Second, I'm totally curious about how a 10th century Persian dude did spherical trigonometry research... My imagination gives me images of cutting-edge researchers clambering over giant stone spheres, making marks on strings and calling out numbers to scribes lined up against the wall.

Third, why am I, an ostensibly well-educated engineering type, struggling at 3am on a Saturday night with geometry of the triangle? Well, if it gets published, I guess you'll find out. Hehe.
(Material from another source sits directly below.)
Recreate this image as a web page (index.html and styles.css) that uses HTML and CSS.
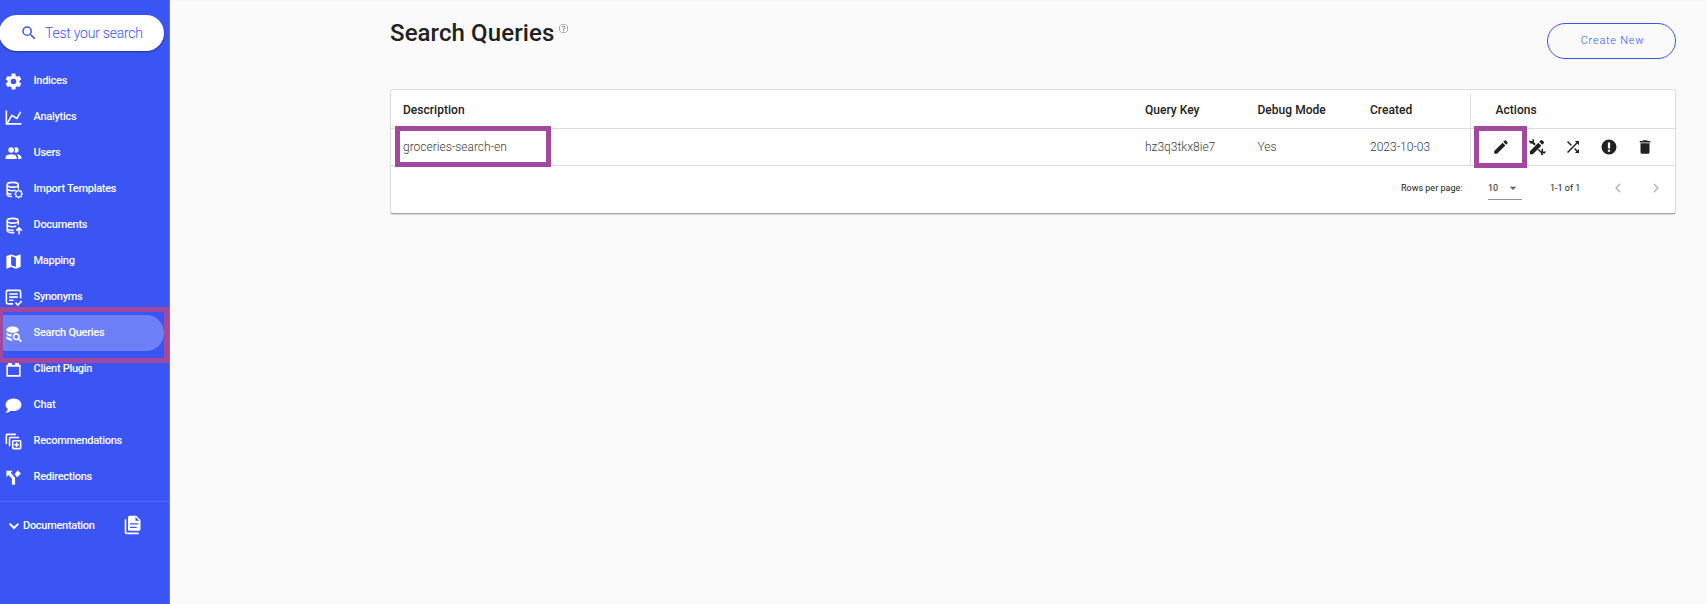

Anyway, this is getting kinda frustrating so I poured myself a Guinness. I'm going to bed when I get to the bottom of either the geometry problem or the beer, whichever comes first.

2 comments:

Dora the Explorer said...

Ok, just sit down for a minute and take another look at this. First the first part. Then think about the second part. Right? So, what do you think about it now?
(Did that help?)

lily said...

drink faster.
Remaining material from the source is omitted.